Lines of data:
========
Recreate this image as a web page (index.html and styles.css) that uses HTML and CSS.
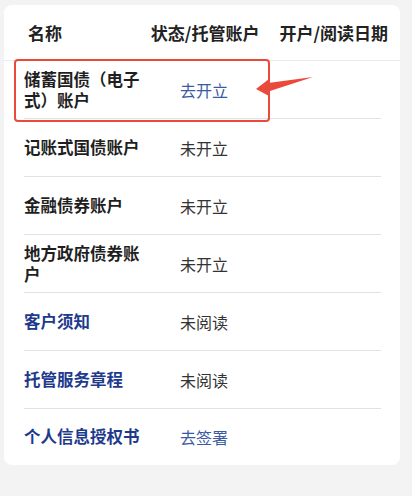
FILE: index.html
```html
<!DOCTYPE html>
<html lang="zh-CN">
<head>
  <meta charset="UTF-8">
  <title>账户列表</title>
  <link rel="stylesheet" href="styles.css">
</head>
<body>
  <div class="card">
    <div class="head">
      <span class="h-name">名称</span>
      <span class="h-status">状态/托管账户</span>
      <span class="h-date">开户/阅读日期</span>
    </div>

    <div class="row">
      <span class="name">储蓄国债（电子式）账户</span>
      <span class="status link">去开立</span>
    </div>
    <div class="row">
      <span class="name">记账式国债账户</span>
      <span class="status">未开立</span>
    </div>
    <div class="row">
      <span class="name">金融债券账户</span>
      <span class="status">未开立</span>
    </div>
    <div class="row">
      <span class="name">地方政府债券账户</span>
      <span class="status">未开立</span>
    </div>
    <div class="row">
      <span class="name doc">客户须知</span>
      <span class="status">未阅读</span>
    </div>
    <div class="row">
      <span class="name doc">托管服务章程</span>
      <span class="status">未阅读</span>
    </div>
    <div class="row last">
      <span class="name doc">个人信息授权书</span>
      <span class="status link">去签署</span>
    </div>

    <!-- annotation -->
    <div class="mark"></div>
    <svg class="arrow" width="62" height="22" viewBox="0 0 62 22">
      <polygon points="0,13 13,3 12,7 57,1 14,15 13,20" fill="#ea4a3c"/>
    </svg>
  </div>
</body>
</html>
```

FILE: styles.css
```css
body {
  margin: 0;
  background: #f3f3f3;
  font-family: "Noto Sans CJK SC", "Noto Sans", sans-serif;
  color: #222;
}
.card {
  position: relative;
  margin: 5px 12px 0 4px;
  background: #fff;
  border-radius: 8px;
  padding-bottom: 1px;
}
.head {
  display: flex;
  align-items: center;
  height: 55px;
  padding: 0 12px 0 24px;
  border-bottom: 1px solid #ebebeb;
  font-size: 17px;
  font-weight: 700;
  color: #222;
}
.h-name {
  flex: 1;
}
.h-date {
  margin-left: 20px;
}
.row {
  display: flex;
  align-items: center;
  height: 57px;
  margin: 0 19px 0 20px;
  border-bottom: 1px solid #e2e2e2;
  font-size: 16px;
}
.row.last {
  border-bottom: none;
  height: 55px;
}
.name {
  width: 124px;
  margin-right: 32px;
  font-size: 16.5px;
  font-weight: 700;
  line-height: 21px;
  color: #1f1f1f;
}
.name.doc {
  color: #1e3a8c;
}
.status {
  color: #333;
}
.status.link {
  color: #3a5aa2;
}
.mark {
  position: absolute;
  left: 10px;
  top: 54px;
  width: 252px;
  height: 59px;
  border: 2.5px solid #ea4a3c;
  border-radius: 4px;
}
.arrow {
  position: absolute;
  left: 252px;
  top: 71px;
}
```
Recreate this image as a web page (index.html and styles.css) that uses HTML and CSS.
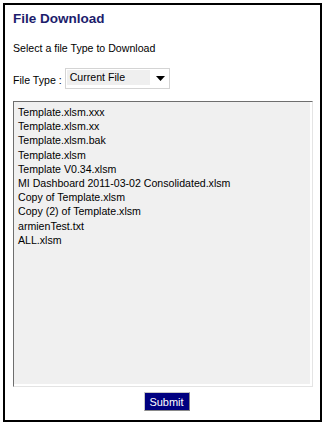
FILE: index.html
```html
<!DOCTYPE html>
<html>
<head>
<meta charset="utf-8">
<link rel="stylesheet" href="styles.css">
</head>
<body>
<div class="panel">
  <h1 class="title">File Download</h1>
  <p class="intro">Select a file Type to Download</p>
  <div class="type-row">
    <span class="type-label">File Type :</span>
    <div class="select">
      <span class="select-value">Current File</span>
      <svg class="select-arrow" width="9" height="5" viewBox="0 0 9 5"><path d="M0 0H9L4.5 5Z" fill="#000"/></svg>
    </div>
  </div>
  <div class="listbox">
    <div class="listbox-inner">
      <div class="item">Template.xlsm.xxx</div>
      <div class="item">Template.xlsm.xx</div>
      <div class="item">Template.xlsm.bak</div>
      <div class="item">Template.xlsm</div>
      <div class="item">Template V0.34.xlsm</div>
      <div class="item">MI Dashboard 2011-03-02 Consolidated.xlsm</div>
      <div class="item">Copy of Template.xlsm</div>
      <div class="item">Copy (2) of Template.xlsm</div>
      <div class="item">armienTest.txt</div>
      <div class="item">ALL.xlsm</div>
    </div>
  </div>
  <div class="actions">
    <button class="submit" type="button">Submit</button>
  </div>
</div>
</body>
</html>
```

FILE: styles.css
```css
html, body {
  margin: 0;
  padding: 0;
  background: #fff;
}
body {
  font-family: "Liberation Sans", Arial, sans-serif;
  font-size: 10.6px;
  color: #000;
}
.panel {
  margin: 3px;
  width: 315px;
  height: 415px;
  border: 2px solid #000;
  box-sizing: content-box;
  display: flex;
  flex-direction: column;
  padding: 0;
}
.title {
  margin: 6px 0 0 8px;
  font-size: 13.5px;
  font-weight: bold;
  color: #1c1c6c;
  line-height: 16px;
}
.intro {
  margin: 14px 0 0 8px;
  line-height: 14px;
}
.type-row {
  display: flex;
  align-items: center;
  margin: 13px 0 0 8px;
  gap: 3px;
}
.type-label {
  line-height: 14px;
  padding-top: 2px;
}
.select {
  width: 101px;
  height: 19px;
  border: 1px solid #d4d4d4;
  background: #fff;
  display: flex;
  align-items: center;
  padding: 0 1px;
  box-sizing: content-box;
}
.select-value {
  background: #efefef;
  width: 80px;
  height: 15px;
  line-height: 14px;
  padding-left: 3px;
  margin-top: -3px;
}
.select-arrow {
  margin-left: 6px;
}
.listbox {
  margin: 12px 0 0 8px;
  width: 300px;
  height: 286px;
  box-sizing: border-box;
  border-top: 1px solid #6e6e6e;
  border-left: 1px solid #6e6e6e;
  border-right: 1px solid #e4e4e4;
  border-bottom: 1px solid #e4e4e4;
}
.listbox-inner {
  height: 100%;
  box-sizing: border-box;
  background: #f0f0f0;
  border-right: 2px solid #fff;
  border-bottom: 2px solid #fff;
  padding: 3px 0 0 4px;
}
.item {
  line-height: 14.2px;
  white-space: nowrap;
}
.actions {
  display: flex;
  justify-content: center;
  margin-top: 5px;
  padding-left: 8px;
}
.submit {
  font-family: "Liberation Sans", Arial, sans-serif;
  font-size: 11px;
  color: #fff;
  background: #000080;
  border: 1px solid;
  border-color: #c8c8c8 #8a8a8a #8a8a8a #c8c8c8;
  width: 46px;
  height: 19px;
  padding: 0;
  margin: 0;
}
```
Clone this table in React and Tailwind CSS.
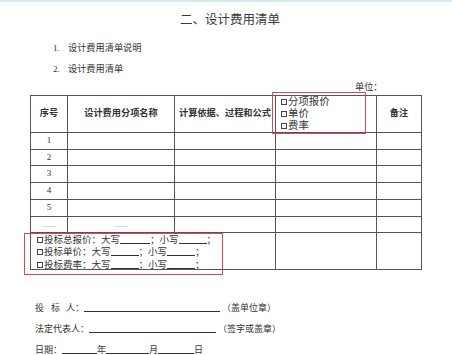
import React from "react";

const Box = () => (
  <span className="inline-block w-[6px] h-[6px] border border-[#444] mr-[1px] align-[0px]" />
);

const Blank = ({ w }) => (
  <span className="inline-block border-b border-[#333] h-[8px] relative top-[1px]" style={{ width: w }} />
);

const cell = "border-l border-t border-[#555]";
const rows = ["1", "2", "3", "4", "5"];

export default function App() {
  return (
    <div className="w-[452px] h-[355px] overflow-hidden bg-white text-[#333] font-['Liberation_Serif','Noto_Sans_CJK_SC',serif]">
      <div className="h-[2px] bg-[#d4e6f1]" />
      <div className="mt-[10px] pl-[8px] text-center text-[12.5px] leading-[16px] text-[#3a3a3a]">
        二、设计费用清单
      </div>
      <div className="mt-[13px] pl-[53px] text-[9.2px] leading-[14px] flex flex-col gap-[7px]">
        <div className="flex">
          <span className="w-[15px]">1.</span>
          <span>设计费用清单说明</span>
        </div>
        <div className="flex">
          <span className="w-[15px]">2.</span>
          <span>设计费用清单</span>
        </div>
      </div>
      <div className="mt-[5px] pl-[355px] text-[9.2px] leading-[12px]">单位：</div>

      <div className="mt-[2px] ml-[30px] relative w-[392px]">
        <div className="grid grid-cols-[37px_107px_101px_101px_45px] grid-rows-[37px_17px_16px_17px_17px_17px_16px_37px] border-r border-b border-[#555] text-[9.2px]">
          <div className={`${cell} flex items-center justify-center font-bold`}>序号</div>
          <div className={`${cell} flex items-center justify-center font-bold`}>设计费用分项名称</div>
          <div className={`${cell} flex items-center justify-center font-bold`}>计算依据、过程和公式</div>
          <div className={`${cell} flex flex-col justify-center pl-[5px] text-[10.4px] leading-[12px]`}>
            <div><Box />分项报价</div>
            <div><Box />单价</div>
            <div><Box />费率</div>
          </div>
          <div className={`${cell} flex items-center justify-center font-bold`}>备注</div>

          {rows.map((r) => (
            <React.Fragment key={r}>
              <div className={`${cell} flex items-center justify-center text-[9px] text-[#333]`}>{r}</div>
              <div className={cell} />
              <div className={cell} />
              <div className={cell} />
              <div className={cell} />
            </React.Fragment>
          ))}

          <div className={`${cell} flex items-end justify-center pb-[3px] text-[7px] leading-[8px] text-[#777]`}>……</div>
          <div className={`${cell} flex items-end justify-center pb-[3px] text-[7px] leading-[8px] text-[#777]`}>……</div>
          <div className={cell} />
          <div className={cell} />
          <div className={cell} />

          <div className={`${cell} col-span-3 pl-[6px] pt-[1px] text-[9.5px] leading-[12.3px]`}>
            <div className="whitespace-nowrap">
              <Box />投标总报价：大写<Blank w={30} />；小写<Blank w={28} />；
            </div>
            <div className="whitespace-nowrap">
              <Box />投标单价：大写<Blank w={28} />；小写<Blank w={28} />；
            </div>
            <div className="whitespace-nowrap">
              <Box />投标费率：大写<Blank w={28} />；小写<Blank w={28} />；
            </div>
          </div>
          <div className={cell} />
          <div className={cell} />
        </div>

        <div className="absolute left-[242px] top-[-3px] w-[94px] h-[42px] border-[1.5px] border-[#e0464e]" />
        <div className="absolute left-[-6px] top-[138px] w-[199px] h-[42px] border-[1.5px] border-[#e0464e]" />
      </div>

      <div className="mt-[31px] pl-[35px] text-[9px] leading-[14px] flex flex-col gap-[7px]">
        <div className="whitespace-nowrap">
          <span>投</span>
          <span className="ml-[7px]">标</span>
          <span className="ml-[6px]">人：</span>
          <Blank w={136} />
          <span className="ml-[2px]">（盖单位章）</span>
        </div>
        <div className="whitespace-nowrap">
          <span>法定代表人：</span>
          <Blank w={127} />
          <span className="ml-[2px]">（签字或盖章）</span>
        </div>
        <div className="whitespace-nowrap">
          <span>日期：</span>
          <Blank w={35} />
          <span>年</span>
          <Blank w={43} />
          <span>月</span>
          <Blank w={36} />
          <span>日</span>
        </div>
      </div>
    </div>
  );
}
========
Go through the material above and copy each line that has the word "React".

> _Worked answer_:
Clone this table in React and Tailwind CSS.
import React from "react";
            <React.Fragment key={r}>
            </React.Fragment>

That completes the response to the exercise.